■ Stated task ■
Select each line where the word "this" appears.

■ Available data ■
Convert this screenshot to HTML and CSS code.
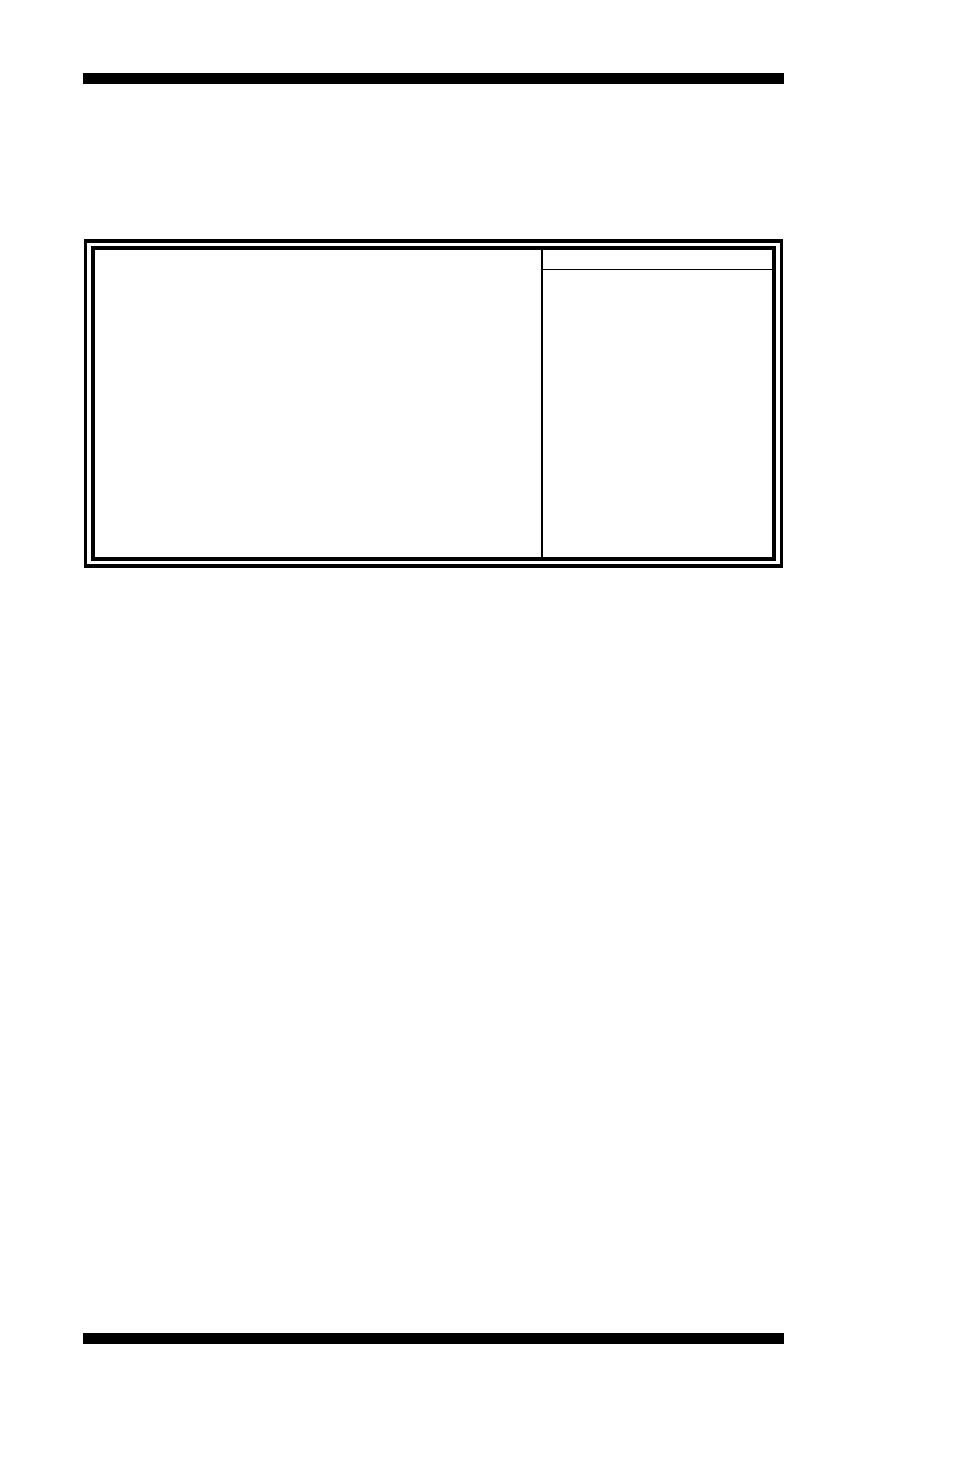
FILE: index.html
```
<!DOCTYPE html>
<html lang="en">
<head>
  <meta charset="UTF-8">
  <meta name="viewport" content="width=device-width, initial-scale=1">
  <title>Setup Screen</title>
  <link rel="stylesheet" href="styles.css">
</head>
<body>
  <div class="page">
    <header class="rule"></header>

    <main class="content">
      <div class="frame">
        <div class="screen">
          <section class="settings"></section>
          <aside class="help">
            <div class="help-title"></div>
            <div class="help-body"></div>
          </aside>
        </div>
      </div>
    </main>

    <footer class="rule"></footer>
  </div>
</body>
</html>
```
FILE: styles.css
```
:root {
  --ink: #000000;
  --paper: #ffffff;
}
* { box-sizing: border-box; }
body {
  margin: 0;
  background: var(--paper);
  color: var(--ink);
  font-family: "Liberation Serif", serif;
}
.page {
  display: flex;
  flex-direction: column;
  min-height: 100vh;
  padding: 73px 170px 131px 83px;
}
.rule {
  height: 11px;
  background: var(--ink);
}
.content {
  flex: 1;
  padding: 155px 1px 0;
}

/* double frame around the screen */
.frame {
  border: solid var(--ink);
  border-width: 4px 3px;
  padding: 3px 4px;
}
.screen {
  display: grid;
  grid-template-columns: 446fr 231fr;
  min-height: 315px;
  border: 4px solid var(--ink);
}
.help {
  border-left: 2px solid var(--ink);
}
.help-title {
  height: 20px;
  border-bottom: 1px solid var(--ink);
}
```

---

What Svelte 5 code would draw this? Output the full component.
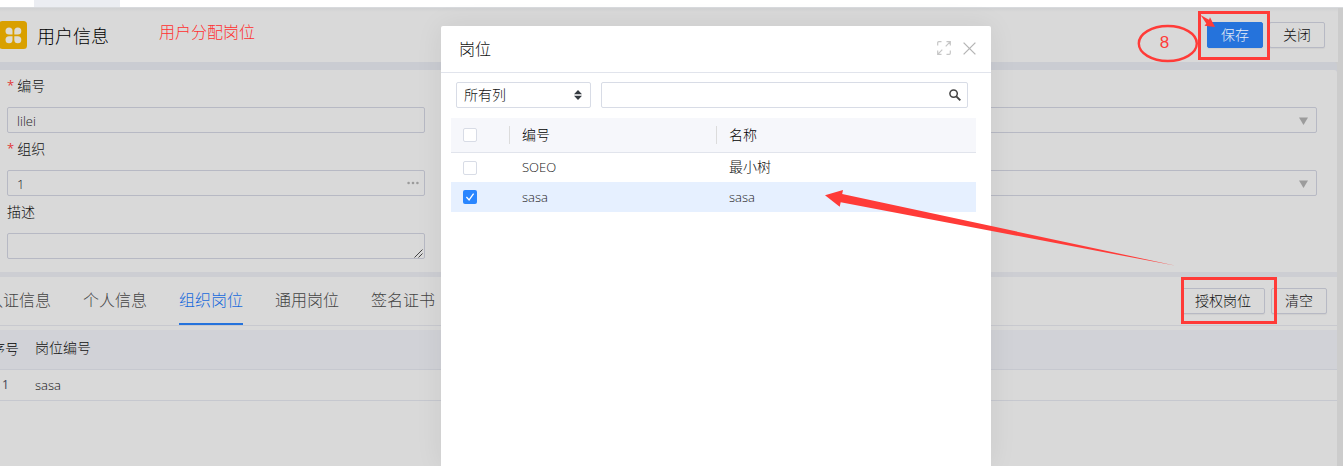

■ The completed task ■
Convert this screenshot to HTML and CSS code.
What Svelte 5 code would draw this? Output the full component.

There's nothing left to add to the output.